Today is EV Day!!! I always get excited when Tuesday rolls around. SO has turned into an excellent shot, never hitting a vein or capillary. Now that I say that, she is going to draw blood today, hahaha!
I don’t know my progress in regards to other trans women, but I know that I feel that my transition is moving along nicely. I am going to have to get a new drivers license, in part because it will expire on my birthday; also, because, honestly, the picture looks nothing like me. I lost 75 pounds between that picture and now. Also, I fancy that the hormones are doing their job, albeit slowly. One of my Friends said I don’t look so much like a guy anymore, although I think she was referencing my look with makeup on. As an aside, I still can’t do makeup. My SO is the true makeup artist, sculpting my face into something that I find beautiful!!!! Anyway, I know the day will come where I don’t look like my former persona, so I will have to change my license then, too. I am trying to gauge when I should start the name change process. Obviously, I will nee to save some money. It is ridiculous how much this process costs, both in money and time/emotional investment. Anyway, I will have to go through it. The question is when. Maybe if I was in contact with Eli, I would have a clearer view. I just don’t have 190$ for an hour, when I could use that money for other things. I guess I need to readjust my priorities and think about getting another job. I need full time pay. So, yeah, there’s that… I’m calling Eli today. Whether or not he can help me, I need to reestablish a connection. Hopefully, he is not in Costa Rica by now. If he is, I will have to hit him up on FB. I need my therapist!! hahaha!!!
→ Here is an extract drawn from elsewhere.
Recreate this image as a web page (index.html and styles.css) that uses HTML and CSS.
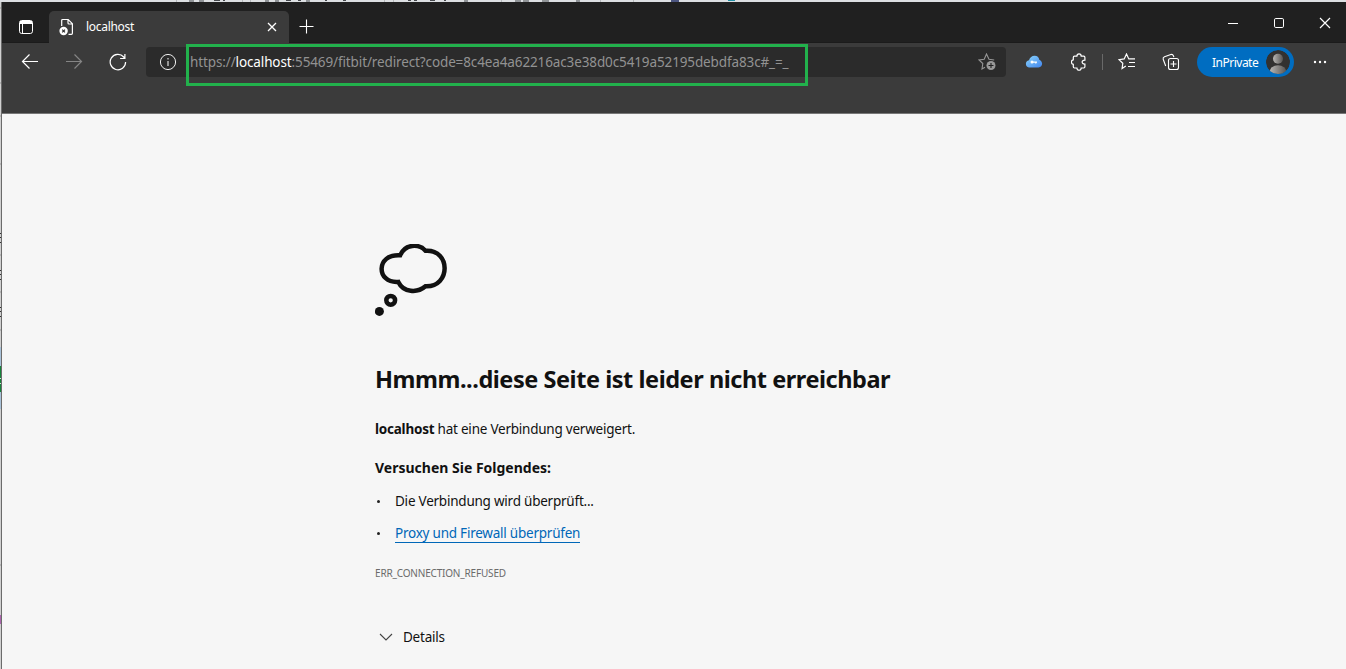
FILE: index.html
```
<!DOCTYPE html>
<html lang="de">
<head>
<meta charset="utf-8">
<title>localhost</title>
<link rel="stylesheet" href="styles.css">
</head>
<body>
<div class="desktop">
  <svg class="behind-top" width="1346" height="2" viewBox="0 0 1346 2">
    <rect width="1346" height="2" fill="#dcdfe2"/>
    <path d="M176.500 0v2M242.500 0v2M250.500 0v2M384.500 0v2M393.500 0v2M501.500 0v2M600.500 0v2M633.500 0v2" stroke="#b5b8bb"/>
    <path d="M189 1h5M199 1h5M214 .5h6M223 .5h2M265 1h4M275 1h4M286 .5h5M298 .5h3M306 1h4M325 .5h2M343 .5h3M408 .5h3M414 .5h3M430 .5h5M444 .5h2M464 1h4M515 1h6M523 1h6M542 1h7M576 1h4" stroke="#45484c" stroke-width="1"/>
    <rect x="671" width="8" height="2" fill="#4c5580"/><rect x="728" width="7" height="1" fill="#218fa4"/>
  </svg>
  <svg class="behind-left" width="1" height="667" viewBox="0 2 1 667">
    <rect y="2" width="1" height="667" fill="#d0d0d0"/>
    <path d="M0 8h1M0 83h1M0 116h1M0 164h1M0 255h1M0 292h1M0 330h1M0 565h1" stroke="#999"/>
    <path d="M0 233.500h1M0 237.500h1M0 242.500h1M0 270.500h1M0 274.500h1M0 279.500h1M0 307.500h1M0 311.500h1M0 316.500h1" stroke="#333"/>
    <rect y="347" width="1" height="62" fill="#a9c2d9"/><rect y="366" width="1" height="26" fill="#16843b"/>
    <path d="M0 378.500h1M0 383.500h1" stroke="#d5e5da"/><rect y="615" width="1" height="9" fill="#ab65ad"/>
  </svg>
  <div class="window">
    <header class="titlebar">
      <div class="tab-actions">
        <svg width="16" height="16" viewBox="0 0 16 16" fill="none" stroke="#fff"><rect x="1.500" y="1.500" width="13" height="13" rx="2.200"/><path d="M2 3.500h12" stroke-width="3"/><path d="M4.500 5v9"/></svg>
      </div>
      <div class="tab">
        <svg class="tab-icon" width="16" height="18" viewBox="0 0 16 18" fill="none" stroke="#fff" stroke-width="1.200"><path d="M2.700 8V2.500q0-1 1-1h5.500l4.200 4.200v9.600q0 1-1 1H9.500M9 1.500v3.500q0 1 1 1h3.400"/><circle cx="4.600" cy="13" r="4.200" fill="#fff" stroke="none"/><path d="m3.200 11.600 2.800 2.800m0-2.800-2.800 2.800" stroke="#333"/></svg>
        <span class="tab-title">localhost</span>
        <svg class="tab-close" width="10" height="10" viewBox="0 0 10 10" stroke="#fff" stroke-width="1.300"><path d="m1 1 8 8m0-8-8 8"/></svg>
      </div>
      <svg class="new-tab" width="16" height="16" viewBox="0 0 16 16" stroke="#fff" stroke-width="1.100"><path d="M7.500 .5v14M.5 7.500h14"/></svg>
      <div class="window-controls">
        <svg width="12" height="12" viewBox="0 0 12 12" fill="none" stroke="#fff"><path d="M1 6.500h10"/></svg>
        <svg width="12" height="12" viewBox="0 0 12 12" fill="none" stroke="#fff"><rect x="1.500" y="1.500" width="9" height="9" rx="1.300"/></svg>
        <svg width="12" height="12" viewBox="0 0 12 12" fill="none" stroke="#fff" stroke-width="1.200"><path d="m1 1 10 10m0-10L1 11"/></svg>
      </div>
    </header>
    <div class="toolbar">
      <div class="navigation">
        <svg width="18" height="18" viewBox="0 0 18 18" fill="none" stroke="#fff" stroke-width="1.200"><path d="M17 8.500H1.500M8.500 1.500l-7 7 7 7"/></svg>
        <svg width="18" height="18" viewBox="0 0 18 18" fill="none" stroke="#858585" stroke-width="1.200"><path d="M1 8.500h15.500M9.500 1.500l7 7-7 7"/></svg>
        <svg width="18" height="18" viewBox="0 0 18 18" fill="none" stroke="#fff" stroke-width="1.200"><path d="M16.600 9A7.700 7.700 0 1 1 14.700 4L15.800 5.300M15.900 1v4.500h-4.800"/></svg>
      </div>
      <div class="address">
        <svg class="info" width="18" height="18" viewBox="0 0 18 18" fill="none" stroke="#eee"><circle cx="9" cy="9" r="7.600"/><path d="M9 8v5M9 5v1.500" stroke="#bbb" stroke-width="1.500"/></svg>
        <span class="url">https://<span class="host">localhost</span>:55469/fitbit/redirect?code=8c4ea4a62216ac3e38d0c5419a52195debdfa83c#_=_</span>
        <svg class="favorite" width="18" height="18" viewBox="0 0 18 18" fill="none" stroke="#969696" stroke-width="1.100"><path d="M7 14.200 4 16l.8-5.500L1 7l5.200-.8L8.500 1l2.500 5.200 5.200.8"/><circle cx="13" cy="12.500" r="4.500" fill="#999" stroke="none"/><path d="M13 10v5m-2.500-2.500h5" stroke="#222"/></svg>
        <span class="highlight"></span>
      </div>
      <svg class="cloud" width="18" height="14" viewBox="0 0 18 14"><defs><linearGradient id="sky" x2="1" y2="1"><stop stop-color="#8bd4fa"/><stop offset="1" stop-color="#4186f0"/></linearGradient></defs><path d="M4 12.500a3.700 3.700 0 0 1 0-7.300C5 2.300 7 .7 9.800.8c2.500 0 4 1.600 4.500 4 4.200 1.800 3.500 7.700-.8 7.700z" fill="url(#sky)"/><circle cx="7" cy="7" r="1.500" fill="#fff"/><path d="M8 7.200h4M10.800 7v1.500" stroke="#fff" stroke-width="1.200"/></svg>
      <svg class="extension" width="16" height="18" viewBox="0 0 16 18" fill="none" stroke="#fff" stroke-width="1.200"><path d="M3.500 3.200h2.400c.1-3 4.200-3 4.300 0h2.500q1.200 0 1.200 1.200v2.700c-3.700-.2-3.700 4.200 0 4v2.700q0 1.200-1.200 1.200h-2.500c-.1 3-4.200 3-4.300 0H3.500q-1.200 0-1.200-1.200v-2.500c-2.500-.2-2.500-4.300 0-4.500V4.500q0-1.300 1.200-1.300"/></svg>
      <span class="separator"></span>
      <svg class="favorites" width="18" height="18" viewBox="0 0 18 18" fill="none" stroke="#fff" stroke-width="1.200"><path d="m7.800 13-3.700 2.500.7-5.200L1 6.600l5.200-.7L8.500 1l2.300 4.900H17M11 9.500h6M10 13.500h7"/></svg>
      <svg class="collections" width="18" height="18" viewBox="0 0 18 18" fill="none" stroke="#fff" stroke-width="1.100"><rect x="6.500" y="5.500" width="10" height="11" rx="2"/><path d="M11.500 8v6m-3-3h6M3.700 13 1.200 6.300Q.7 4.500 2.500 3.700L8.800 1.500q2-.5 2.600 1.300l.5 1.300"/></svg>
      <div class="profile"><span>InPrivate</span><svg width="24" height="24" viewBox="0 0 24 24"><defs><clipPath id="disc"><circle cx="12" cy="12" r="12"/></clipPath><linearGradient id="person"><stop stop-color="#b9b7b4"/><stop offset="1" stop-color="#565452"/></linearGradient></defs><g clip-path="url(#disc)"><circle cx="12" cy="12" r="12" fill="#323130"/><circle cx="12" cy="8.800" r="5" fill="url(#person)"/><ellipse cx="12" cy="22" rx="8.500" ry="6.800" fill="url(#person)"/></g></svg></div>
      <svg class="more" width="14" height="4" viewBox="0 0 14 4" fill="#fff"><circle cx="2" cy="2" r="1.200"/><circle cx="7" cy="2" r="1.200"/><circle cx="12" cy="2" r="1.200"/></svg>
    </div>
    <main class="page">
      <svg class="thought" width="74" height="76" viewBox="0 0 74 76" fill="none" stroke="#111" stroke-width="4.500"><path d="M25.200 11.200C30 -.3 44 -.5 50.500 6.700 76 5 76 43.500 50.500 42.300 42 49.500 28.500 48.500 23.300 37.900 1 39.500 .5 9.500 25.200 11.200z"/><circle cx="15.700" cy="56.300" r="4.400"/><circle cx="4.400" cy="67.400" r="4.500" fill="#111" stroke="none"/></svg>
      <h1>Hmmm...diese Seite ist leider nicht erreichbar</h1>
      <p class="reason"><strong>localhost</strong> <span>hat eine Verbindung verweigert.</span></p>
      <h2>Versuchen Sie Folgendes:</h2>
      <ul>
        <li><span class="check">Die Verbindung wird überprüft...</span></li>
        <li><a class="link">Proxy und Firewall überprüfen</a></li>
      </ul>
      <p class="code">ERR_CONNECTION_REFUSED</p>
      <div class="details"><svg width="14" height="9" viewBox="0 0 14 9" fill="none" stroke="#444" stroke-width="1.100"><path d="m1 1 6 6 6-6"/></svg><span>Details</span></div>
    </main>
  </div>
</div>
</body>
</html>
```
FILE: styles.css
```
* { box-sizing: border-box; }
body { margin: 0; font-family: "Noto Sans", "Open Sans", sans-serif; }
svg { display: block; flex: none; }
.desktop { width: 1346px; height: 669px; overflow: hidden; display: grid; grid-template: 2px 667px / 1px 1345px; }
.behind-top { grid-column: 1 / 3; }
.window { border-left: 1px solid #6b6b6b; background: #f6f6f6; display: flex; flex-direction: column; }
.titlebar { height: 41px; flex: none; background: #202020; display: flex; align-items: flex-end; border-bottom: 1px solid #1b1b1b; }
.tab-actions { width: 47px; height: 32px; padding: 0 0 0 16px; }
.tab { width: 240px; height: 32px; margin-bottom: -1px; background: #3b3b3b; border-radius: 5px 5px 0 0; display: flex; align-items: center; padding: 0 12px 0 10px; }
.tab-actions svg { margin-top: 9px; }
.tab-title { font-size: 12px; color: #fff; letter-spacing: -0.3px; margin-left: 11px; flex: 1; line-height: 32px; }
.new-tab { margin: 0 0 7px 10px; }
.window-controls { margin-left: auto; display: flex; gap: 34px; padding: 0 15px 13px 0; }
.toolbar { height: 71px; flex: none; background: #3b3b3b; border-bottom: 1px solid #777; display: flex; align-items: center; padding-bottom: 32px; }
.navigation { width: 144px; display: flex; gap: 26px; padding-left: 19px; }
.address { position: relative; width: 860px; height: 30px; background: #2b2b2b; border-radius: 4px; display: flex; align-items: center; padding: 0 10px 0 13px; }
.url { font-size: 13.500px; letter-spacing: -0.120px; color: #929292; margin-left: 13px; white-space: nowrap; }
.host { color: #fff; }
.favorite { margin-left: auto; }
.highlight { position: absolute; left: 40px; top: -3px; width: 622px; height: 42px; border: 3px solid #22b14c; }
.cloud { margin-left: 19px; }
.extension { margin-left: 28px; }
.separator { width: 1px; height: 16px; background: #696969; margin-left: 15px; }
.favorites { margin-left: 15px; }
.collections { margin-left: 26px; }
.profile { width: 97px; height: 30px; border-radius: 15px; background: #006dc1; color: #fff; margin-left: 17px; display: flex; align-items: center; padding: 0 4px 0 15px; font-size: 12px; letter-spacing: -0.55px; justify-content: space-between; }
.profile { letter-spacing: -0.5px; }
.more { margin-left: 19px; }
.page { padding: 130px 0 0 373px; color: #111; font-size: 13.500px; letter-spacing: -0.23px; }
h1 { font-size: 23.500px; line-height: 32px; letter-spacing: -0.45px; margin: 43px 0 0; font-weight: 700; white-space: nowrap; }
p, h2, ul { margin: 0; }
.reason { line-height: 20px; margin-top: 24px; }
h2 { font-size: 14px; line-height: 20px; font-weight: 700; letter-spacing: 0; margin-top: 19px; }
ul { list-style: none; padding: 0; margin-top: 9px; }
li { height: 32px; line-height: 28px; display: flex; align-items: flex-start; }
li::before { content: ""; width: 3px; height: 3px; border-radius: 50%; background: #222; margin: 13px 15px 0 2px; }
.link { color: #0067b8; line-height: 20px; border-bottom: 1px solid #0067b8; margin-top: 4px; height: 20px; }
.code { font-size: 10px; line-height: 16px; letter-spacing: -0.18px; color: #6b6b6b; margin-top: 14px; }
.details { display: flex; align-items: center; height: 24px; margin-top: 44px; padding-left: 4px; gap: 10px; letter-spacing: -0.23px; }
```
Friday is the day for Dr. Tangpricha, my endo. He only sees trans patients on Friday, and it is a process to get to be his patient. This will be the first time in 6 months that I have seen him. I hope he will have noticed the changes, though not in my voice yet. He will have to be one of the doctors to write one of my letters for surgery, which I am going to have, at some point. Maybe we can come up with a plan to make my boobs grow! HAHHAHA!! I kid. I kid. I think, hahahaha. I’ve still got to realize that I am not out at work, although all I wear is women’s clothing now. I guess it is an open secret. Or not. Really, some people would rather hang in the darkness than to face up to their homophobia and transphobia. I know there will be some, and I will lose some colleagues when I officially come out, because then they will have to confront their fears. Son will I, no lie. It is one thing to wear women’s clothing to work; it is another to come out as a trans woman. Buuuuuuuttt, the time will come, as I won’t be able to hide the changes my body is going much longer, especially with the clothing currently wear. Anyway, that is a post for another day. I will post more on Friday after speaking with Dr Tangpricha. By then, I will have also gotten ( or at least attempted to get) in touch with Eli, my therapist. Until then, dear readers of the page, stay cool in this hot weather. We’ll talk again soon!